Au XVIe siècle, la libéralité reste, comme au Moyen Âge, une modalité capitale de la relation entre les Grands et ceux qu’ils protègent, les faisant profiter de leurs largesses. À travers cette création symbolique d’un lien par le don, le rang social se donne en spectacle et la place de chacun dans un corps politique fortement hiérarchisé se trouve clairement affirmée. Pourtant, dans le chapitre XVI du Prince, « De liberalitate et parcimonia », Machiavel dit préférer un roi ladre à un roi libéral. Il paraît ainsi prendre le contre-pied d’un des principes les plus fondamentaux exprimés par les traditionnels Miroirs des Princes. Par ailleurs, dans la pensée d’Érasme, de Budé, ou encore de Montaigne, on constate que la notion tend à perdre sa place de vertu modérée, à égale distance entre prodigalité et avarice.
La libéralité constitue donc, à la Renaissance, un objet complexe : à certains égards critiquée, elle conserve pourtant une forte valeur positive. Ambivalente, elle exerce sur les artistes et les auteurs une sorte de fascination, théorique comme esthétique. Elle fait également l’objet de redéfinitions qui engagent à réévaluer l’organisation sociale et politique du temps.
La revue numérique Le Verger souhaite consacrer son deuxième numéro à cette riche notion. Plusieurs questions peuvent être envisagées :
– Si, pour reprendre le mot de Starobinski commentant l’Eve du Corrège, « le geste du don inaugure l’histoire humaine », cette offrande n’en comporte pas moins des variantes selon les époques : dans un contexte d’évolution de la notion, quelles sont les spécificités de la libéralité par rapport à la prodigalité, la largesse, la générosité ou encore la charité ? Quelles sont les notions qui s’y opposent et/ou qui s’y substituent à la Renaissance ?
– Si être libéral signifie à l’origine « être libre », comment articuler cette situation politique avec les obligations sociales, fortement codifiées, qu’induit le geste libéral ?
– À qui doit s’adresser le don pour que la largesse des Grands se manifeste avec l’à-propos attendu ? Y-a-t-il par ailleurs un temps, un espace adéquats pour ce geste ? À l’inverse, y a-t-il des contextes où se montrer libéral est malvenu ? En ce cas, la libéralité peut-elle conserver son nom ? Peut-on, en somme, dresser le tableau d’une « bienséance » de la libéralité à la Renaissance ?
– Montaigne critique la libéralité chez le Prince, mais la compte parmi les qualités de l’ami (« De l’Amitié », Essais, I, XXVIII) : serait-ce le signe d’un glissement de la notion de la sphère publique à la sphère privée, voire d’une relation verticale à une relation horizontale ?

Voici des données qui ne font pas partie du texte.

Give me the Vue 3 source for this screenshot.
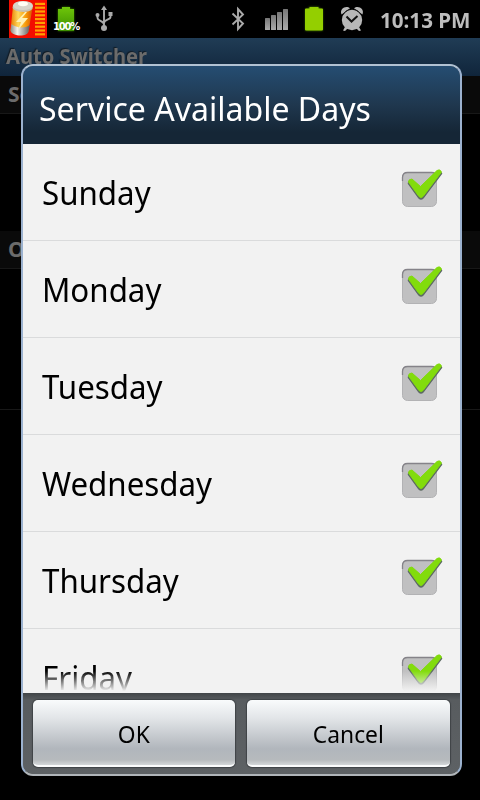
<script setup>
import { ref } from "vue";

const days = ref(
  ["Sunday", "Monday", "Tuesday", "Wednesday", "Thursday", "Friday"].map((name) => ({
    name,
    checked: true,
  })),
);

const signalBars = [12, 15, 18, 21];

// toggle one day on or off
function toggleDay(day) {
  day.checked = !day.checked;
}
</script>

<template>
  <div class="screen">
    <header class="status-bar">
      <svg class="status-icons" width="370" height="38" viewBox="0 0 370 38">
        <defs>
          <linearGradient id="cell" x1="0" x2="1">
            <stop offset="0" stop-color="#e57900" />
            <stop offset="0.35" stop-color="#ffd95b" />
            <stop offset="0.7" stop-color="#f79a08" />
            <stop offset="1" stop-color="#d65500" />
          </linearGradient>
          <linearGradient id="metal" x1="0" x2="1">
            <stop offset="0" stop-color="#8d8880" />
            <stop offset="0.35" stop-color="#f4f2ed" />
            <stop offset="1" stop-color="#5d5a56" />
          </linearGradient>
          <linearGradient id="green" x1="0" x2="0" y1="0" y2="1">
            <stop offset="0" stop-color="#6fc60a" />
            <stop offset="1" stop-color="#3c8f00" />
          </linearGradient>
          <linearGradient id="signal" x1="0" x2="0" y1="0" y2="1">
            <stop offset="0" stop-color="#777" />
            <stop offset="1" stop-color="#aaa" />
          </linearGradient>
          <filter id="glow" x="-30%" y="-30%" width="160%" height="160%">
            <feGaussianBlur stdDeviation="1.2" />
          </filter>
        </defs>

        <!-- battery widget -->
        <rect x="9" y="0" width="38" height="38" fill="#f30d00" />
        <path d="M13 6l-2.500 24c1 6 17 7 18 1L32.500 8z" fill="url(#cell)" />
        <path d="M11.500 24l-1 6.500c1 6 17 7 18 1l1.500-7c-3 4-14 4-18.500-.5z" fill="url(#metal)" />
        <path d="M13 5l-.4 3c3 5 17 5 19.700 1L33 6z" fill="#c9c3b5" />
        <ellipse cx="23" cy="5.500" rx="10" ry="4.500" fill="#d8d5cb" />
        <ellipse cx="23" cy="3.800" rx="5" ry="2.400" fill="#fffef5" />
        <path d="M25 12l-9 10h5l-3 8 10-12h-6l5-6z" fill="#fff1b5" />
        <rect v-for="n in 9" :key="n" x="35" :y="n * 3.800 - 1" width="10" height="2.200" fill="#ffa000" />

        <!-- percentage battery -->
        <path d="M62 7h8v2h4v22H58V9h4z" fill="#397a00" filter="url(#glow)" />
        <path d="M62 7h8v2h4v22H58V9h4z" fill="url(#green)" />

        <!-- usb -->
        <path
          d="M104 9v18M97.500 15v3c0 3 6.500 3 6.500 6.500M110.500 14v3c0 3-6.500 2.500-6.500 6"
          fill="none"
          stroke="#aaa"
          stroke-width="1.900"
        />
        <path d="M104 5.500l3 4.500h-6z" fill="#aaa" />
        <circle cx="97.500" cy="15" r="2" fill="#aaa" />
        <rect x="108.500" y="12" width="4" height="4" fill="#aaa" />
        <circle cx="104" cy="28" r="3" fill="#aaa" />

        <!-- bluetooth -->
        <path d="M232.500 13.500l10.500 10-5 5.500V9l5 5.500-10.500 10" fill="none" stroke="#aaa" stroke-width="1.900" />

        <!-- signal -->
        <rect
          v-for="(h, i) in signalBars"
          :key="h"
          :x="265 + i * 6"
          :y="30 - h"
          width="5"
          :height="h"
          rx="0.500"
          fill="url(#signal)"
        />

        <!-- battery -->
        <path d="M309 7h10v2h3.500v21.500h-17V9h3.500z" fill="#4f8b00" filter="url(#glow)" />
        <path d="M309.500 7h9v1.500h3.500q1 0 1 1v20q0 1-1 1h-16q-1 0-1-1v-20q0-1 1-1h3.500z" fill="#94cf00" />

        <!-- alarm -->
        <g fill="#b7b7b7">
          <circle cx="352" cy="20" r="10.200" />
          <path d="M341.500 14.500c-2.500-6 5-9.500 8.500-6zM362.500 14.500c2.500-6-5-9.500-8.500-6z" />
          <path d="M345 27l-2 3.500 2 .5 3-3zM359 27l2 3.500-2 .5-3-3z" />
        </g>
        <path d="M343 14.500q2.500-4 7-5.500M361 14.500q-2.500-4-7-5.500" fill="none" stroke="#111" stroke-width="1" />
        <path d="M346.500 16.500l5 5 6-5.500" fill="none" stroke="#111" stroke-width="2" />
      </svg>
      <span class="percent">100%</span>
      <span class="clock">10:13 PM</span>
    </header>

    <main class="page">
      <h1 class="page-title"><span>Auto Switcher</span></h1>
      <div class="category">Se</div>
      <div class="preference"></div>
      <div class="category">O</div>
      <div class="preference option"></div>
    </main>

    <section class="dialog">
      <h2 class="dialog-title"><span>Service Available Days</span></h2>

      <ul class="day-list">
        <li v-for="day in days" :key="day.name" class="day" @click="toggleDay(day)">
          <span class="day-name">{{ day.name }}</span>
          <svg class="check" width="46" height="42" viewBox="0 0 46 42">
            <rect x="4.500" y="5.500" width="34" height="34" rx="5" fill="#c0c0c1" stroke="#b2b2b4" />
            <path d="M4.500 14v-3.500q0-5 5-5h24q5 0 5 5" fill="none" stroke="#858389" stroke-width="1.300" />
            <template v-if="day.checked">
              <path
                d="M10.500 16.500q0-3 3.500-3l8.500 7.500L39 5q3-2 4.500 1.500L25 31q-2 2-4 0z"
                fill="#5d6b62"
                stroke="#5d6b62"
                stroke-width="1.500"
                stroke-linejoin="round"
              />
              <path
                d="M10.500 15q0-3 3.500-3l8.500 7.500L39 3.500q3-2 4.500 1.500L25 29.500q-2 2-4 0z"
                fill="#82dc0c"
                stroke="#82dc0c"
                stroke-linejoin="round"
              />
            </template>
          </svg>
        </li>
      </ul>

      <footer class="actions">
        <button type="button"><span>OK</span></button>
        <button type="button"><span>Cancel</span></button>
      </footer>
    </section>
  </div>
</template>

<style>
body {
  margin: 0;
  background: #000;
}
</style>

<style scoped>
.screen {
  position: relative;
  width: 480px;
  height: 800px;
  overflow: hidden;
  background: #000;
  font-family: "Noto Sans", "Open Sans", sans-serif;
}

.status-bar {
  position: relative;
  display: flex;
  height: 38px;
  background: #000;
}

.status-icons {
  flex: none;
}

.percent {
  position: absolute;
  top: 20px;
  left: 53px;
  font: bold 10px/14px "DejaVu Sans", sans-serif;
  letter-spacing: -1.200px;
  color: #fff;
}

.clock {
  margin-left: 10px;
  font-size: 21.5px;
  font-weight: 700;
  line-height: 39px;
  white-space: nowrap;
  color: #bdbdbd;
  transform: scaleX(0.958);
  transform-origin: left;
}

.page-title {
  box-sizing: border-box;
  height: 38px;
  margin: 0;
  padding-left: 6px;
  background: linear-gradient(#203c55, #10253b);
  font-size: 21px;
  font-weight: 700;
  line-height: 37px;
  color: #6b6b6b;
  text-shadow: -1px -1px 1px #111c26;
}

.page-title span {
  display: inline-block;
  transform: scaleX(0.958);
  transform-origin: left;
}

.category {
  box-sizing: border-box;
  height: 38px;
  padding-left: 8px;
  border-bottom: 1px solid #181818;
  background: #0a0a0a;
  font-size: 21px;
  font-weight: 700;
  line-height: 37px;
  color: #6b6b6b;
}

.preference {
  height: 117px;
}

.preference.option {
  height: 140px;
  border-bottom: 1px solid #181818;
}

.dialog {
  position: absolute;
  top: 64px;
  left: 21px;
  box-sizing: border-box;
  display: flex;
  flex-direction: column;
  width: 441px;
  height: 712px;
  border: 2px solid #9cb2cf;
  border-top-color: #b1c2d3;
  border-bottom-color: #b0b5b9;
  border-radius: 12px;
  overflow: hidden;
  background: #565a5d;
}

.dialog-title {
  flex: none;
  height: 78px;
  margin: 0;
  padding-left: 16px;
  background: linear-gradient(#254d72, #1f374e 50%, #152636 85%);
  font-size: 33px;
  font-weight: 400;
  line-height: 86px;
  white-space: nowrap;
  color: #fff;
}

.dialog-title span {
  display: inline-block;
  transform: scaleX(0.971);
  transform-origin: left;
}

.day-list {
  position: relative;
  flex: none;
  height: 549px;
  margin: 0;
  padding: 0;
  overflow: hidden;
  background: #f2f2f2;
  list-style: none;
}

.day-list::after {
  content: "";
  position: absolute;
  right: 0;
  bottom: 0;
  left: 0;
  height: 22px;
  background: linear-gradient(rgba(242, 242, 242, 0), #f2f2f2 92%);
}

.day {
  box-sizing: border-box;
  display: flex;
  align-items: flex-start;
  justify-content: space-between;
  height: 97px;
  padding: 0 16px 0 19px;
  border-bottom: 1px solid #dadbdc;
}

.day-name {
  font-size: 33px;
  line-height: 98px;
  color: #000;
  transform: scaleX(0.948);
  transform-origin: left;
}

.check {
  margin-top: 23px;
}

.actions {
  flex: 1;
  display: flex;
  gap: 12px;
  box-sizing: border-box;
  padding: 7px 10px;
  background: linear-gradient(#414548, #585c5f 7px, #5d6164);
}

.actions button {
  flex: 1;
  height: 67px;
  padding: 0;
  border: 0;
  border-bottom: 2px solid #fbfcfd;
  border-radius: 5px;
  background: linear-gradient(#f9fbfc, #e2e5e8 28%, #b1b6bc 75%, #b6babd 92%, #d4d7d9);
  box-shadow: 0 0 1px 1px #3f4346;
  font-family: inherit;
  font-size: 24px;
  line-height: 68px;
  color: #000;
}

.actions button:first-child {
  flex: 0 0 202px;
}

.actions button span {
  display: inline-block;
  transform: scaleX(0.95);
}
</style>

– La libéralité engendre des images, dans les œuvres littéraires comme dans les Beaux-Arts : cornes d’abondance, guirlandes de fleurs et de fruits, geste du semeur qui fertilise la terre, pluies d’or. Quelles sont celles que privilégie la Renaissance ?
– Le don libéral est avant tout un geste politique et social. À l’époque du développement du « capitalisme », les mutations de la notion et de la valeur qui lui est accordée sont-elles liées à une perspective économique ?
Le Verger est une revue seiziémiste pluridisciplinaire qui accueille des articles émanant de spécialistes de littérature, d’histoire de l’art, d’histoire, de philosophie et, plus largement, de toute science humaine. Les numéros de la revue sont dirigés par l’équipe de Cornucopia et soumis à l’approbation d’un comité de lecture.
Calendrier :
– avant le 24 octobre 2011 : adresser une proposition comportant un titre provisoire et un résumé d’une page maximum à l’adresse suivante : site.cornucopia@gmail.com
– fin novembre 2011 : réponse du comité de lecture.
– avant le 30 avril 2012 : remise des articles sous forme électronique, respectant la feuille de style (http://personae.jimdo.com/a-le-verger-revue-en-ligne/feuille-de-style/).
– 18 juin 2011 : mise en ligne du numéro.